I'm sharing this because yesterday Sarah brought home some short stories she had written that we were supposed to read. One of them talked about her favorite animal being horses. She shared that one of the reasons she loves horses is because they stay in herds. (Is that true? I don't know if it is, but let's pretend, ok?) She said that some animals don't stay with their families and she would hate that because she doesn't know what she would do without her family. She said that I make sure she eats healthy and tell her what she is supposed to do. She said Josh keeps her in line. And she said her brother and sister encourage her to do things she doesn't think she can do. She said that I tell her what she is supposed to do like it is a great thing. And it reaffirmed that thought I just had, that that is what I'm supposed to do. I am so thankful that she appreciates that. Now, if I can just keep her away from all of the kids with awesome moms who not only feed and bathe their children, but also find time to be fun and exciting. :)
It's an amazing thing when your children begin expressing themselves in ways other than laying on the floor kicking and screaming. When you are able to read their thoughts and experience their imaginations. When we got Kate's first report card this year, her teacher said that she looks forward to Kate's laughter and "hearing the stories she tells". I thought that was so sweet. Then I kind of panicked, like, oh my gosh, what kind of stories is she telling??? That thought comes from my own insecurities. That the truth will come out that not only am I not the greatest mom ever, but some days, I just stink at it.

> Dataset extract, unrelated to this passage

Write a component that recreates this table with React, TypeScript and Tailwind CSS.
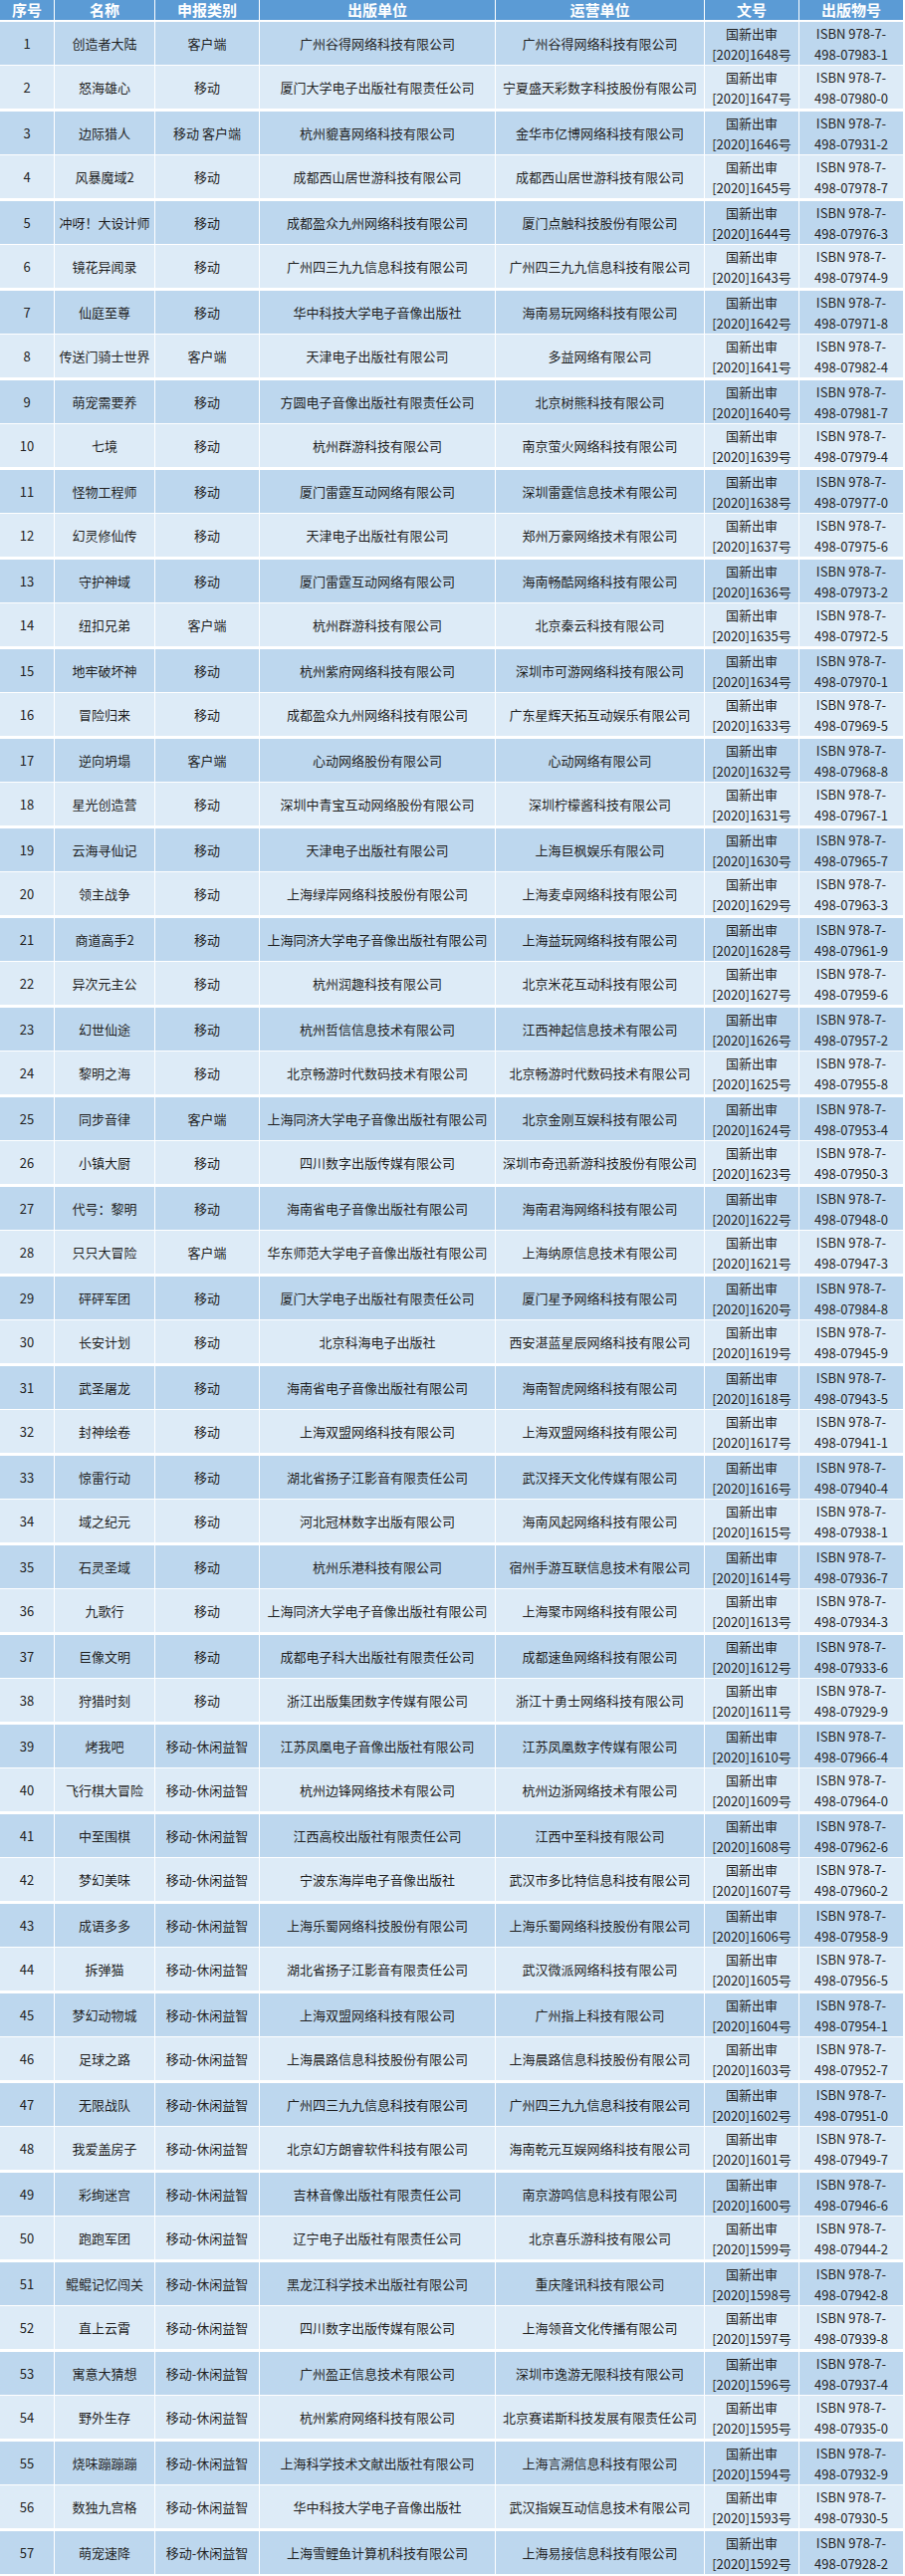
const rows: [string, string, string, string, string][] = [
  ['创造者大陆', '客户端', '广州谷得网络科技有限公司', '广州谷得网络科技有限公司', '07983-1'],
  ['怒海雄心', '移动', '厦门大学电子出版社有限责任公司', '宁夏盛天彩数字科技股份有限公司', '07980-0'],
  ['边际猎人', '移动 客户端', '杭州貔喜网络科技有限公司', '金华市亿博网络科技有限公司', '07931-2'],
  ['风暴魔域2', '移动', '成都西山居世游科技有限公司', '成都西山居世游科技有限公司', '07978-7'],
  ['冲呀！大设计师', '移动', '成都盈众九州网络科技有限公司', '厦门点触科技股份有限公司', '07976-3'],
  ['镜花异闻录', '移动', '广州四三九九信息科技有限公司', '广州四三九九信息科技有限公司', '07974-9'],
  ['仙庭至尊', '移动', '华中科技大学电子音像出版社', '海南易玩网络科技有限公司', '07971-8'],
  ['传送门骑士世界', '客户端', '天津电子出版社有限公司', '多益网络有限公司', '07982-4'],
  ['萌宠需要养', '移动', '方圆电子音像出版社有限责任公司', '北京树熊科技有限公司', '07981-7'],
  ['七境', '移动', '杭州群游科技有限公司', '南京萤火网络科技有限公司', '07979-4'],
  ['怪物工程师', '移动', '厦门雷霆互动网络有限公司', '深圳雷霆信息技术有限公司', '07977-0'],
  ['幻灵修仙传', '移动', '天津电子出版社有限公司', '郑州万豪网络技术有限公司', '07975-6'],
  ['守护神域', '移动', '厦门雷霆互动网络有限公司', '海南畅酷网络科技有限公司', '07973-2'],
  ['纽扣兄弟', '客户端', '杭州群游科技有限公司', '北京秦云科技有限公司', '07972-5'],
  ['地牢破坏神', '移动', '杭州紫府网络科技有限公司', '深圳市可游网络科技有限公司', '07970-1'],
  ['冒险归来', '移动', '成都盈众九州网络科技有限公司', '广东星辉天拓互动娱乐有限公司', '07969-5'],
  ['逆向坍塌', '客户端', '心动网络股份有限公司', '心动网络有限公司', '07968-8'],
  ['星光创造营', '移动', '深圳中青宝互动网络股份有限公司', '深圳柠檬酱科技有限公司', '07967-1'],
  ['云海寻仙记', '移动', '天津电子出版社有限公司', '上海巨枫娱乐有限公司', '07965-7'],
  ['领主战争', '移动', '上海绿岸网络科技股份有限公司', '上海麦卓网络科技有限公司', '07963-3'],
  ['商道高手2', '移动', '上海同济大学电子音像出版社有限公司', '上海益玩网络科技有限公司', '07961-9'],
  ['异次元主公', '移动', '杭州润趣科技有限公司', '北京米花互动科技有限公司', '07959-6'],
  ['幻世仙途', '移动', '杭州哲信信息技术有限公司', '江西神起信息技术有限公司', '07957-2'],
  ['黎明之海', '移动', '北京畅游时代数码技术有限公司', '北京畅游时代数码技术有限公司', '07955-8'],
  ['同步音律', '客户端', '上海同济大学电子音像出版社有限公司', '北京金刚互娱科技有限公司', '07953-4'],
  ['小镇大厨', '移动', '四川数字出版传媒有限公司', '深圳市奇迅新游科技股份有限公司', '07950-3'],
  ['代号：黎明', '移动', '海南省电子音像出版社有限公司', '海南君海网络科技有限公司', '07948-0'],
  ['只只大冒险', '客户端', '华东师范大学电子音像出版社有限公司', '上海纳原信息技术有限公司', '07947-3'],
  ['砰砰军团', '移动', '厦门大学电子出版社有限责任公司', '厦门星予网络科技有限公司', '07984-8'],
  ['长安计划', '移动', '北京科海电子出版社', '西安湛蓝星辰网络科技有限公司', '07945-9'],
  ['武圣屠龙', '移动', '海南省电子音像出版社有限公司', '海南智虎网络科技有限公司', '07943-5'],
  ['封神绘卷', '移动', '上海双盟网络科技有限公司', '上海双盟网络科技有限公司', '07941-1'],
  ['惊雷行动', '移动', '湖北省扬子江影音有限责任公司', '武汉择天文化传媒有限公司', '07940-4'],
  ['域之纪元', '移动', '河北冠林数字出版有限公司', '海南风起网络科技有限公司', '07938-1'],
  ['石灵圣域', '移动', '杭州乐港科技有限公司', '宿州手游互联信息技术有限公司', '07936-7'],
  ['九歌行', '移动', '上海同济大学电子音像出版社有限公司', '上海聚市网络科技有限公司', '07934-3'],
  ['巨像文明', '移动', '成都电子科大出版社有限责任公司', '成都速鱼网络科技有限公司', '07933-6'],
  ['狩猎时刻', '移动', '浙江出版集团数字传媒有限公司', '浙江十勇士网络科技有限公司', '07929-9'],
  ['烤我吧', '移动-休闲益智', '江苏凤凰电子音像出版社有限公司', '江苏凤凰数字传媒有限公司', '07966-4'],
  ['飞行棋大冒险', '移动-休闲益智', '杭州边锋网络技术有限公司', '杭州边浙网络技术有限公司', '07964-0'],
  ['中至围棋', '移动-休闲益智', '江西高校出版社有限责任公司', '江西中至科技有限公司', '07962-6'],
  ['梦幻美味', '移动-休闲益智', '宁波东海岸电子音像出版社', '武汉市多比特信息科技有限公司', '07960-2'],
  ['成语多多', '移动-休闲益智', '上海乐蜀网络科技股份有限公司', '上海乐蜀网络科技股份有限公司', '07958-9'],
  ['拆弹猫', '移动-休闲益智', '湖北省扬子江影音有限责任公司', '武汉微派网络科技有限公司', '07956-5'],
  ['梦幻动物城', '移动-休闲益智', '上海双盟网络科技有限公司', '广州指上科技有限公司', '07954-1'],
  ['足球之路', '移动-休闲益智', '上海晨路信息科技股份有限公司', '上海晨路信息科技股份有限公司', '07952-7'],
  ['无限战队', '移动-休闲益智', '广州四三九九信息科技有限公司', '广州四三九九信息科技有限公司', '07951-0'],
  ['我爱盖房子', '移动-休闲益智', '北京幻方朗睿软件科技有限公司', '海南乾元互娱网络科技有限公司', '07949-7'],
  ['彩绚迷宫', '移动-休闲益智', '吉林音像出版社有限责任公司', '南京游鸣信息科技有限公司', '07946-6'],
  ['跑跑军团', '移动-休闲益智', '辽宁电子出版社有限责任公司', '北京喜乐游科技有限公司', '07944-2'],
  ['鲲鲲记忆闯关', '移动-休闲益智', '黑龙江科学技术出版社有限公司', '重庆隆讯科技有限公司', '07942-8'],
  ['直上云霄', '移动-休闲益智', '四川数字出版传媒有限公司', '上海领音文化传播有限公司', '07939-8'],
  ['寓意大猜想', '移动-休闲益智', '广州盈正信息技术有限公司', '深圳市逸游无限科技有限公司', '07937-4'],
  ['野外生存', '移动-休闲益智', '杭州紫府网络科技有限公司', '北京赛诺斯科技发展有限责任公司', '07935-0'],
  ['烧味蹦蹦蹦', '移动-休闲益智', '上海科学技术文献出版社有限公司', '上海言溯信息科技有限公司', '07932-9'],
  ['数独九宫格', '移动-休闲益智', '华中科技大学电子音像出版社', '武汉指娱互动信息技术有限公司', '07930-5'],
  ['萌宠速降', '移动-休闲益智', '上海雪鲤鱼计算机科技有限公司', '上海易接信息科技有限公司', '07928-2'],
];

const headers = ['序号', '名称', '申报类别', '出版单位', '运营单位', '文号', '出版物号'];

export default function App() {
  return (
    <div className="w-[909px] bg-white text-[#1f1f1f] font-['Noto_Sans_CJK_SC',sans-serif]">
      <div className="w-[907px]">
        {/* HEADER */}
        <div className="grid grid-cols-[54px_100px_104px_236px_209px_94px_104px] gap-x-px border-b-2 border-white">
          {headers.map((h) => (
            <div key={h} className="h-[20px] bg-[#5b9bd5] flex items-center justify-center text-white font-bold text-[15px] leading-[20px]">
              {h}
            </div>
          ))}
        </div>

        {/* BODY ROWS */}
        {rows.map(([name, type, pub, op, isbn], i) => {
          const n = i + 1;
          const odd = n % 2 === 1;
          const bg = odd ? 'bg-[#bdd7ee]' : 'bg-[#ddebf7]';
          const cell = `${bg} h-[43px] flex flex-col items-center justify-center text-center text-[13px] leading-[21px] whitespace-nowrap`;
          return (
            <div
              key={n}
              className={`grid grid-cols-[54px_100px_104px_236px_209px_94px_104px] gap-x-px border-white ${odd ? 'border-b' : 'border-b-[3px]'}`}
            >
              <div className={cell}>{n}</div>
              <div className={cell}>{name}</div>
              <div className={cell}>{type}</div>
              <div className={cell}>{pub}</div>
              <div className={cell}>{op}</div>
              <div className={cell}>
                <span>国新出审</span>
                <span>[2020]{1649 - n}号</span>
              </div>
              <div className={cell}>
                <span>ISBN 978-7-</span>
                <span>498-{isbn}</span>
              </div>
            </div>
          );
        })}
      </div>
    </div>
  );
}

It's the realization that it doesn't matter how hard I try to get perfect family pictures with matching clothes.
It doesn't matter if Josh and I do lots of "good" things for our church or community.
It doesn't matter if other people think we are wonderful.

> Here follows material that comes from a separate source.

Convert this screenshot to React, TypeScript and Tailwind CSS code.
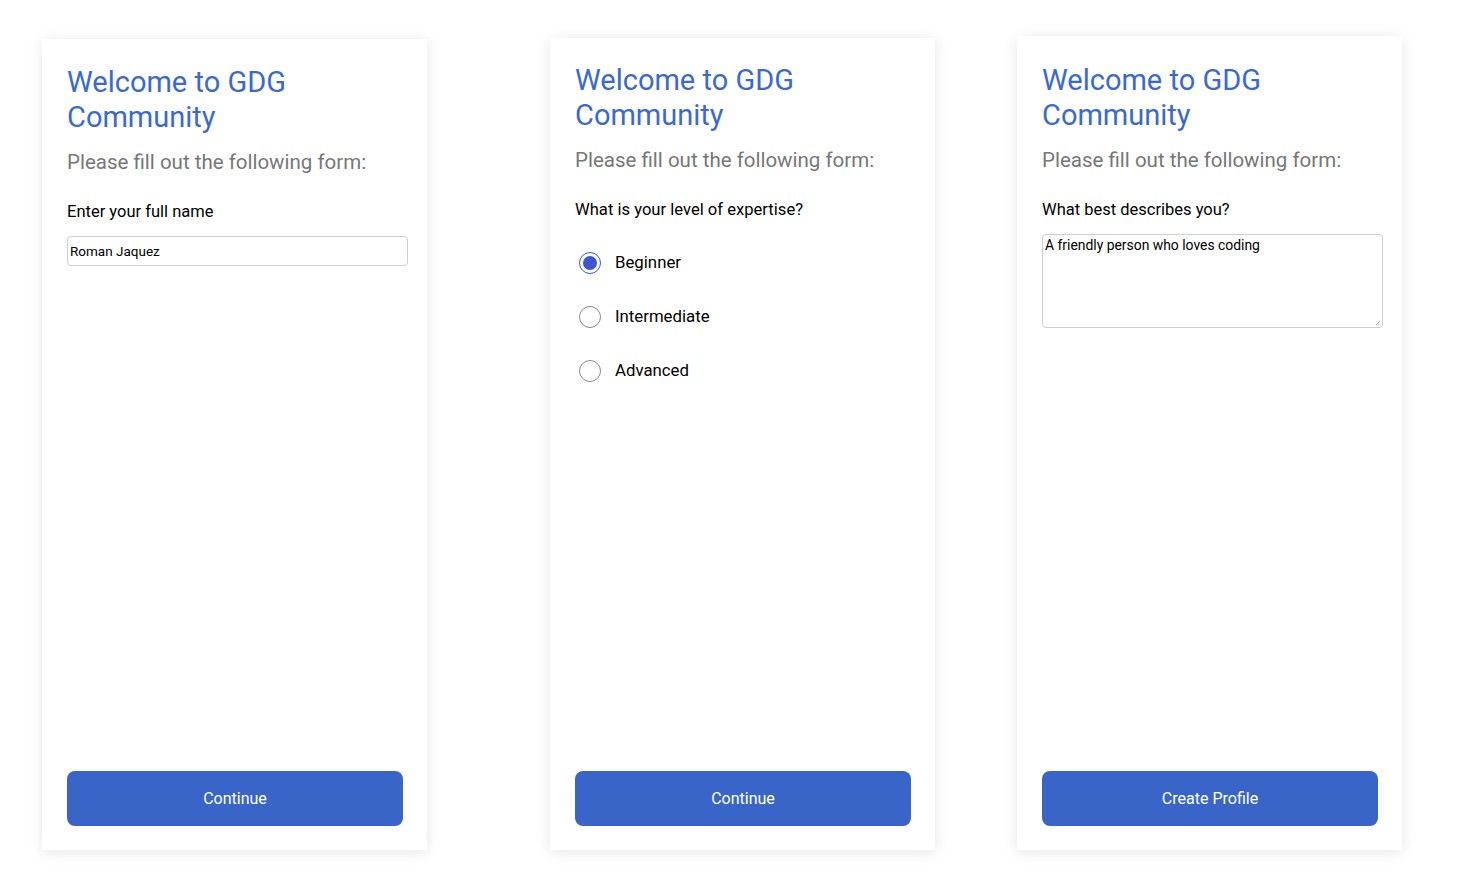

What matters is the pictures our kids paint. How do they see us and the life we've given them? Do they know that "keeping them straight" and "telling them what they are supposed to do" comes from a place of love and wanting what is best for them? I hope so. I hope that all of the days, the good, the bad, and the ugly, will one day create a beautiful masterpiece in their minds because it is covered in brushstrokes of love.